### Exercise brief
Reproduce the listing below exactly, beginning with its first line and ending with the line that holds "ChevronUp, Minus, X"; pictures are not part of the copy.
"""
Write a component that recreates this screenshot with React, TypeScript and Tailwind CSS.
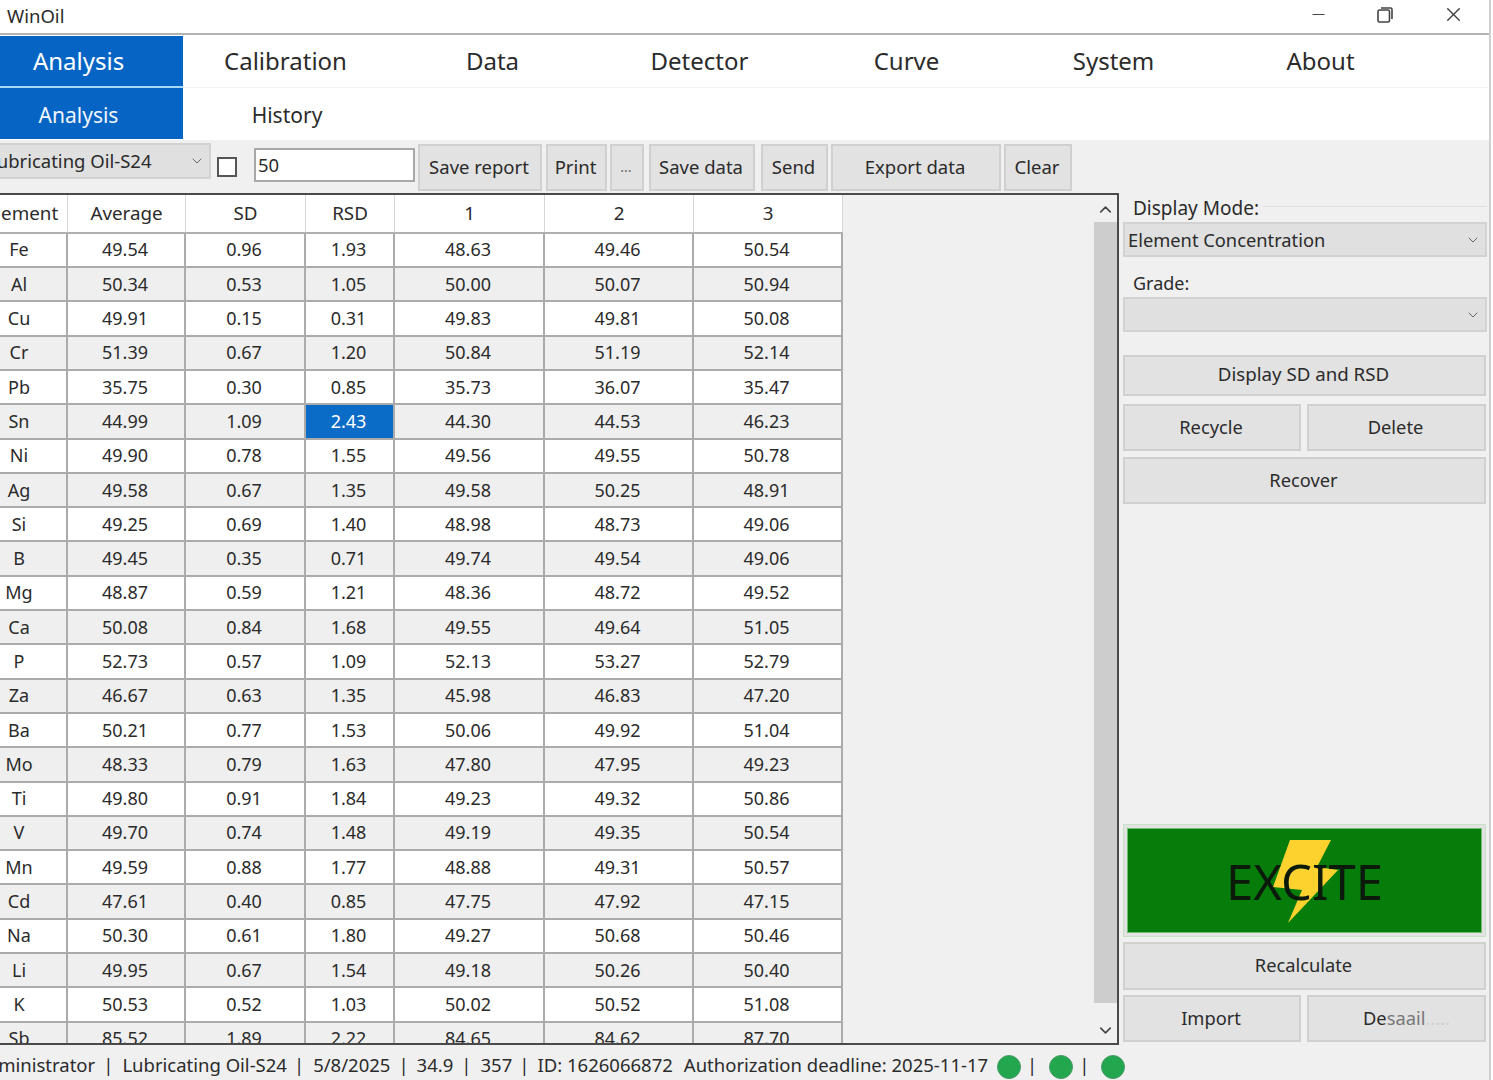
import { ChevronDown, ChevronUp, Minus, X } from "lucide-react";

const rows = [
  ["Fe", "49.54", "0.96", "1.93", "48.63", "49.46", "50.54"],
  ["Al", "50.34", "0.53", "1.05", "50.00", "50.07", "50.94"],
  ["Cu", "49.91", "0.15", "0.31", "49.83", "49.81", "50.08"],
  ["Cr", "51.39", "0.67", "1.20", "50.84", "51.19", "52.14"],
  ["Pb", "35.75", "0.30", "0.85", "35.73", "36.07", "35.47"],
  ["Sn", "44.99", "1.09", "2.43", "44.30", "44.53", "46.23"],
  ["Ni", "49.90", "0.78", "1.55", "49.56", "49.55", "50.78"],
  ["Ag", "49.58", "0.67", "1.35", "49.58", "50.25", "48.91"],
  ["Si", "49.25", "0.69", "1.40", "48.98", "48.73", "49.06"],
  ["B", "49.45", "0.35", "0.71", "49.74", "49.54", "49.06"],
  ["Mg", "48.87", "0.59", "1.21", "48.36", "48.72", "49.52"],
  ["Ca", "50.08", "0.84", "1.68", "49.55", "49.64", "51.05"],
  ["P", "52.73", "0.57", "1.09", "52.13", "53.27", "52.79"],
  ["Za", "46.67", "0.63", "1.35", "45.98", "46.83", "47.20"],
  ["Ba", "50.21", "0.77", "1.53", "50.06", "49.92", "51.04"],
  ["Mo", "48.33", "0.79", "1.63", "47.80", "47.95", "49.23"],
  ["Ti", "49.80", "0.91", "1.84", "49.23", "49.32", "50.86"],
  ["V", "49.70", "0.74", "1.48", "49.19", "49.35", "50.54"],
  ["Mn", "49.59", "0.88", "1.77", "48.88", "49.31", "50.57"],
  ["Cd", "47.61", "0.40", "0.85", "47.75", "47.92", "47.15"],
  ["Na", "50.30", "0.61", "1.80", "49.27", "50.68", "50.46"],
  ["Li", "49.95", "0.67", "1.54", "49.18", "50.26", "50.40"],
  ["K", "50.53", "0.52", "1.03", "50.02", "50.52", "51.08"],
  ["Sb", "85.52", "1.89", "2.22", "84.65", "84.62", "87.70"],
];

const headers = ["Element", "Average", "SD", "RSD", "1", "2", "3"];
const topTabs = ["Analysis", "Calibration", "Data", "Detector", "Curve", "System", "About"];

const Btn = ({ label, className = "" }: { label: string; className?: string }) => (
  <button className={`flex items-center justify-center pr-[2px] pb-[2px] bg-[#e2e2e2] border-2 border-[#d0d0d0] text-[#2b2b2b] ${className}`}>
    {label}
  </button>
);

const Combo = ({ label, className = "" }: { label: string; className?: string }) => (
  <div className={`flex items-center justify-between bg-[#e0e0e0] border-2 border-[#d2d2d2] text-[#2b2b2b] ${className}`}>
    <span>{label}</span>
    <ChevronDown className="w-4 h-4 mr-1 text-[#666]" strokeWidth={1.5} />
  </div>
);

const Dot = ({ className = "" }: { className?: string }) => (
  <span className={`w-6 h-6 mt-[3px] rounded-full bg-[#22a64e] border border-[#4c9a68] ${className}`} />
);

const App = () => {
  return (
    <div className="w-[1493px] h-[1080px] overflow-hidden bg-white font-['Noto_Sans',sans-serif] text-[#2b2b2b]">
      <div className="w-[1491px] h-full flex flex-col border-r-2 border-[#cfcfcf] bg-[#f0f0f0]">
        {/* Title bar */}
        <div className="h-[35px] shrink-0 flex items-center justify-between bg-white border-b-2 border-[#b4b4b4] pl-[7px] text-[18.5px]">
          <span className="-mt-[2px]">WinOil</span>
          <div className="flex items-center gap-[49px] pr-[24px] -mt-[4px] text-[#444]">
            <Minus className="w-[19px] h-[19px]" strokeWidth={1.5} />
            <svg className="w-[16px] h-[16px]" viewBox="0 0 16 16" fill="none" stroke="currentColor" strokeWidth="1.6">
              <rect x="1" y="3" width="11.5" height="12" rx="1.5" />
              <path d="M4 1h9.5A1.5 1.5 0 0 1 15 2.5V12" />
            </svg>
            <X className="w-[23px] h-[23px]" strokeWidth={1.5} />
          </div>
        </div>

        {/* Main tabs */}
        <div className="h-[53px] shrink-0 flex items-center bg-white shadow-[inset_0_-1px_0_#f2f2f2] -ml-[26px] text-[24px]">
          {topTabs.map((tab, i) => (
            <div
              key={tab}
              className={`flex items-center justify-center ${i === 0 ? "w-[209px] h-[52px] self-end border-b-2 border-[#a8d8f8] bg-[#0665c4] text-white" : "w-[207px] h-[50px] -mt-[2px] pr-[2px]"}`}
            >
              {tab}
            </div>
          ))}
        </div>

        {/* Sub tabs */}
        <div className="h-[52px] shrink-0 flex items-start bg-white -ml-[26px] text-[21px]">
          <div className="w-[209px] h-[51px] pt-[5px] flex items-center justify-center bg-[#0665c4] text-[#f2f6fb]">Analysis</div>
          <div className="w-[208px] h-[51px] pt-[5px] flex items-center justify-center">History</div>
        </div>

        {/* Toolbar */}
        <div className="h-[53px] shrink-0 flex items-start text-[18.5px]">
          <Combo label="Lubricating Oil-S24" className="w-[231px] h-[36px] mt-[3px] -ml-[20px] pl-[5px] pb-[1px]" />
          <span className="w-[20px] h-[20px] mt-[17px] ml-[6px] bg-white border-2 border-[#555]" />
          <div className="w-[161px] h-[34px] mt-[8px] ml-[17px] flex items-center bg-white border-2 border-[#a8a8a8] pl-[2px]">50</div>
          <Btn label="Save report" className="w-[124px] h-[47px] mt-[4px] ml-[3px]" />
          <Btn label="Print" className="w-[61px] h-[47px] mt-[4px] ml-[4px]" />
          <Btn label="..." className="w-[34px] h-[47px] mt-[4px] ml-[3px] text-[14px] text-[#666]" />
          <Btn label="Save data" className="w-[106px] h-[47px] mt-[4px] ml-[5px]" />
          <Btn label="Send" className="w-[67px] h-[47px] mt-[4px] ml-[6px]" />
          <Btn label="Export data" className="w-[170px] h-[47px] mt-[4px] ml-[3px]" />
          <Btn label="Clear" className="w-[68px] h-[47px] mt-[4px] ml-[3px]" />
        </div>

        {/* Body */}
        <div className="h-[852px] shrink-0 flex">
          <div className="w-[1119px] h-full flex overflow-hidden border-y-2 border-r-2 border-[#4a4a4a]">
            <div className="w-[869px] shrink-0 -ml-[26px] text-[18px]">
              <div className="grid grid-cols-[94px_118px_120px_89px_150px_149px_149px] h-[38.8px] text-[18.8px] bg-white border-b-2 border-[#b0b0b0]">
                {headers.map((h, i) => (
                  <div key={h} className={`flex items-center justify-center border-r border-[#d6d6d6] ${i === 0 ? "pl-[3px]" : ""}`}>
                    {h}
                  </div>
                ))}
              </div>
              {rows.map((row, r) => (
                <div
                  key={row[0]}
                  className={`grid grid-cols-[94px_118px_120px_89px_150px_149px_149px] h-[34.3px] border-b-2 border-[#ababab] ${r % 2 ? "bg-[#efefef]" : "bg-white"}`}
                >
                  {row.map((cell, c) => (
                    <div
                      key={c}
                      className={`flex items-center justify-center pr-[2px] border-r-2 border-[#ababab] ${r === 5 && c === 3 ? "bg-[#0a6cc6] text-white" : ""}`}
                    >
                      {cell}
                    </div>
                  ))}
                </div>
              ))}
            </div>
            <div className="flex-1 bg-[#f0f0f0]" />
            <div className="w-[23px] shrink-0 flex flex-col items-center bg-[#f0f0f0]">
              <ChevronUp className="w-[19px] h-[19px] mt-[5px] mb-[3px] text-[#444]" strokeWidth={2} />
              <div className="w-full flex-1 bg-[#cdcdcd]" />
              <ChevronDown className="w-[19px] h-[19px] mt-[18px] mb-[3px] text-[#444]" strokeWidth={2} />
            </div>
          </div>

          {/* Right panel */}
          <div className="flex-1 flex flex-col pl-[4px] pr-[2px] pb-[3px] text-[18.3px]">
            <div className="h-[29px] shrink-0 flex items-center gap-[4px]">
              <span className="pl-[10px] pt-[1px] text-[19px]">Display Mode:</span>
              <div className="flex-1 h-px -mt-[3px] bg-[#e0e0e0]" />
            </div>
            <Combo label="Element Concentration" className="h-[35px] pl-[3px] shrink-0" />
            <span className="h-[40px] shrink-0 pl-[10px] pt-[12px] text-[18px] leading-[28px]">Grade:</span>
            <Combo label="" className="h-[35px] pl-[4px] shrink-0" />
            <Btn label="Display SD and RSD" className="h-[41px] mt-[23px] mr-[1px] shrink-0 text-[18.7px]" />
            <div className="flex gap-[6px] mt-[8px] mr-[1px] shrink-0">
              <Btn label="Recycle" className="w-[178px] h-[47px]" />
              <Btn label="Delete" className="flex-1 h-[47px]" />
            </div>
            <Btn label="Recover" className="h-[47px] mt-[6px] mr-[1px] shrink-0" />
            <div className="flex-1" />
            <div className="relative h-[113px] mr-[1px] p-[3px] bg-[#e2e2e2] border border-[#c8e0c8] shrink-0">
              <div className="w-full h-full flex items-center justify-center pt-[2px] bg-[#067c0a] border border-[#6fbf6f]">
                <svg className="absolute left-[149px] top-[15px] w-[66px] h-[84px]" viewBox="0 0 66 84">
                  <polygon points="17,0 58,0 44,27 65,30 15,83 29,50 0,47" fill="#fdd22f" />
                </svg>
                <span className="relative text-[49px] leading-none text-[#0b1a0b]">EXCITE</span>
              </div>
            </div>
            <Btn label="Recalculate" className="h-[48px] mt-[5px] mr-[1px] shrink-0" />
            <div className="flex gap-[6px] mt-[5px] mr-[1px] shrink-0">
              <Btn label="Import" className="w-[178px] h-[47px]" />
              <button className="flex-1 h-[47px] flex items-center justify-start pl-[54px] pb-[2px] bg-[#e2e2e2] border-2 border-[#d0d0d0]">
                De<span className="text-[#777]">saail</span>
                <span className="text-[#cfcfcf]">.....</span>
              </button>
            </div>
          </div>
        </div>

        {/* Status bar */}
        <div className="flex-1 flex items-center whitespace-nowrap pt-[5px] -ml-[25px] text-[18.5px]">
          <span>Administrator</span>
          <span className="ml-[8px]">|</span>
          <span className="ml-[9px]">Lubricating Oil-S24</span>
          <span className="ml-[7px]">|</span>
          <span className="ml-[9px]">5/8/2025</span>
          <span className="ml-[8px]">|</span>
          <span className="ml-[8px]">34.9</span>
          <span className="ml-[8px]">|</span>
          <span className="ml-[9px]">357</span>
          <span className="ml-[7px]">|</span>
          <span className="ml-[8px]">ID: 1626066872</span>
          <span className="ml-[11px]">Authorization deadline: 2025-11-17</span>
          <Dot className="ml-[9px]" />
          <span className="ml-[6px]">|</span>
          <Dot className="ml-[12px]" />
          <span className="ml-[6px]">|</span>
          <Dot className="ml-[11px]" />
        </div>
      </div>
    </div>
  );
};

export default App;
"""
### Solution to the problem
Write a component that recreates this screenshot with React, TypeScript and Tailwind CSS.
import { ChevronDown, ChevronUp, Minus, X } from "lucide-react";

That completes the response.